The question is how do you make this move? Or to ask the question another way, what skills or knowledge is required to get that coveted manager title.
If one word could sum up the biggest difference between a team lead and a manager, it would be responsibility.
Think about what a team lead does on a day to day basis. They’re often heavily involved in training their colleagues, managing rosters and scheduling work. They make sure that tickets are being performed in reasonable time frames and effectively do the admin side of a management role.
If you then look at what a say, Service Desk Manager does, you find it’s less about what they do and more about what they’re responsible for. The buck stops with them when it comes to running an efficient service desk. They are the ones that need to work out how to work more efficiently, what processes and procedures need to be developed and implemented in order to increase efficiency, and still maintain a friendly and prompt level of service that the users enjoy and trust.
3 Key Areas
So, when summing up what this responsibility means for a manager, we can basically break it down into 3 key areas.
1. People skills
You need to be able to prove as a team leader that you have the emotional skills to understand your team and to know how to work with them to get the best out of them. If you can prove that at a team leader level, then you have the right mentoring skills and performance assessment abilities to be able to do that at a management level.
2. Policies and procedures
These are normally implemented by a team leader but they’re created by a manager. The manager is the one responsible for delivery. And on this basis, they’re the ones that need to create the appropriate policies and procedures that will mean they’ll get the most out of their employees and meet service level agreements.

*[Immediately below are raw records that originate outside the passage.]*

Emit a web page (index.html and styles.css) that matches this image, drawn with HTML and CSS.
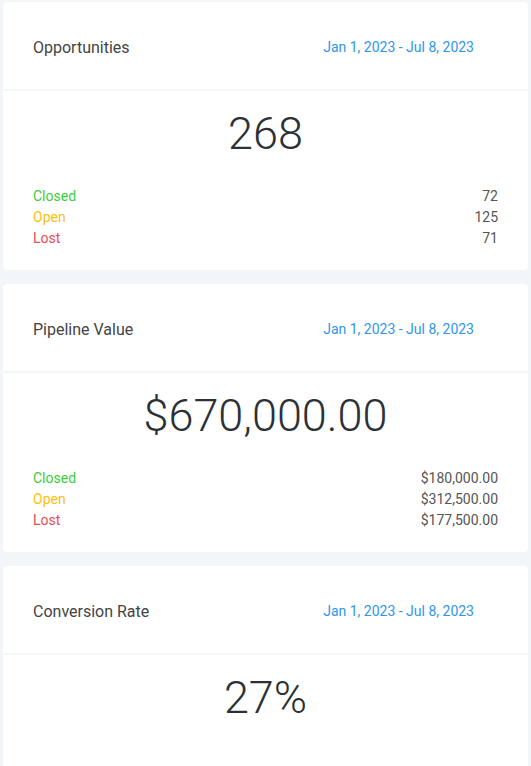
FILE: index.html
```html
<!DOCTYPE html>
<html lang="en">
<head>
<meta charset="utf-8">
<title>Stats</title>
<link rel="stylesheet" href="styles.css">
</head>
<body>
<main class="stack">
  <section class="card">
    <header class="card-head">
      <h2 class="card-title">Opportunities</h2>
      <span class="card-date">Jan 1, 2023 - Jul 8, 2023</span>
    </header>
    <div class="card-body">
      <div class="big">268</div>
      <ul class="rows">
        <li class="row"><span class="lbl closed">Closed</span><span class="val">72</span></li>
        <li class="row"><span class="lbl open">Open</span><span class="val">125</span></li>
        <li class="row"><span class="lbl lost">Lost</span><span class="val">71</span></li>
      </ul>
    </div>
  </section>
  <section class="card">
    <header class="card-head">
      <h2 class="card-title">Pipeline Value</h2>
      <span class="card-date">Jan 1, 2023 - Jul 8, 2023</span>
    </header>
    <div class="card-body">
      <div class="big">$670,000.00</div>
      <ul class="rows">
        <li class="row"><span class="lbl closed">Closed</span><span class="val">$180,000.00</span></li>
        <li class="row"><span class="lbl open">Open</span><span class="val">$312,500.00</span></li>
        <li class="row"><span class="lbl lost">Lost</span><span class="val">$177,500.00</span></li>
      </ul>
    </div>
  </section>
  <section class="card">
    <header class="card-head">
      <h2 class="card-title">Conversion Rate</h2>
      <span class="card-date">Jan 1, 2023 - Jul 8, 2023</span>
    </header>
    <div class="card-body card-body-tall">
      <div class="big">27%</div>
    </div>
  </section>
</main>
</body>
</html>
```
FILE: styles.css
```css
html, body {
  margin: 0;
  padding: 0;
  background: #f2f6f9;
}
body {
  font-family: Roboto, "Liberation Sans", Arial, sans-serif;
  color: #333;
}
.stack {
  display: flex;
  flex-direction: column;
  gap: 14px;
  padding: 2px 3px 0 3px;
}
.card {
  background: #fff;
  border-radius: 4px;
  height: 268px;
  box-sizing: border-box;
}
.card-head {
  display: flex;
  align-items: center;
  justify-content: space-between;
  padding: 36px 54px 32px 30px;
  border-bottom: 2px solid #f2f6f9;
}
.card-title {
  margin: 0;
  font-size: 16px;
  font-weight: 400;
  line-height: 19px;
  color: #444;
}
.card-date {
  font-size: 14px;
  line-height: 19px;
  color: #2f96ef;
}
.card-body {
  padding: 16px 30px 21px 30px;
}
.big {
  font-size: 45px;
  font-weight: 300;
  line-height: 54px;
  text-align: center;
  color: #2b3136;
}
.rows {
  list-style: none;
  margin: 25px 0 0 0;
  padding: 0;
}
.row {
  display: flex;
  justify-content: space-between;
  font-size: 14px;
  line-height: 21px;
}
.val {
  color: #555;
}
.closed { color: #3ccd3c; }
.open { color: #fdbf0d; }
.lost { color: #f04a54; }
.card-body-tall {
  padding-bottom: 200px;
}
```
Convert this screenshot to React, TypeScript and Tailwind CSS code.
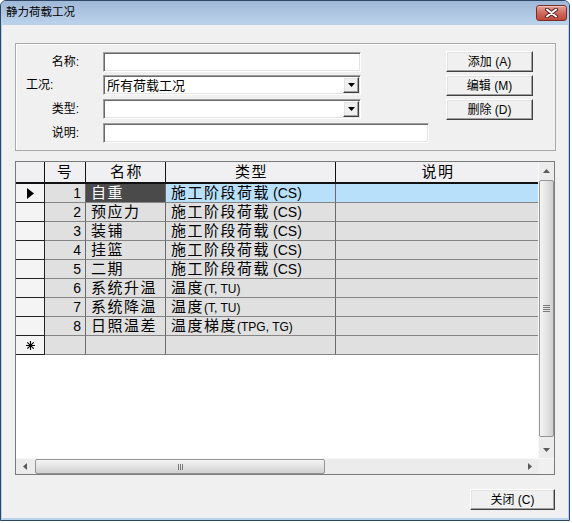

The manager is the one that identifies the problem and the appropriate fix for the problem and it’s then the team leader’s responsibility to implement that fix within the team. So, to be a good manager, you need to be able to first identify problems, then evaluate possible solutions and finally create the right solution to fix those problems. Those solutions will generally always have some policies and procedures attached to them.
3. Financial literacy
Every manager that has responsibility over an area needs to understand the income and expenses for that business unit. They will at least have a budget that they’ll need to meet and any extensions to that budget will need to be approved by managers higher up which means that an appropriate business case will have to be made.
That is, the key skill difference here from a team leader is the ability to read profit and loss and budget spreadsheets and know how to write effective business cases that are based on return on investment. Further they need to understand the hard numbers around capacity and utilization within their team in order to be approved for resourcing when required.
So, if you are someone who is stuck in a team lead position and looking for the next jump then consider how you can prove your financial literacy, people management skills, and problem solving skills both on your resume and in an interview.
If you can pull on specific examples where you have demonstrated these skills with a story that reads well and proves this level of management experience, then employers are more likely to take a punt on you. I hope this helps and good luck in your journey up the corporate ladder.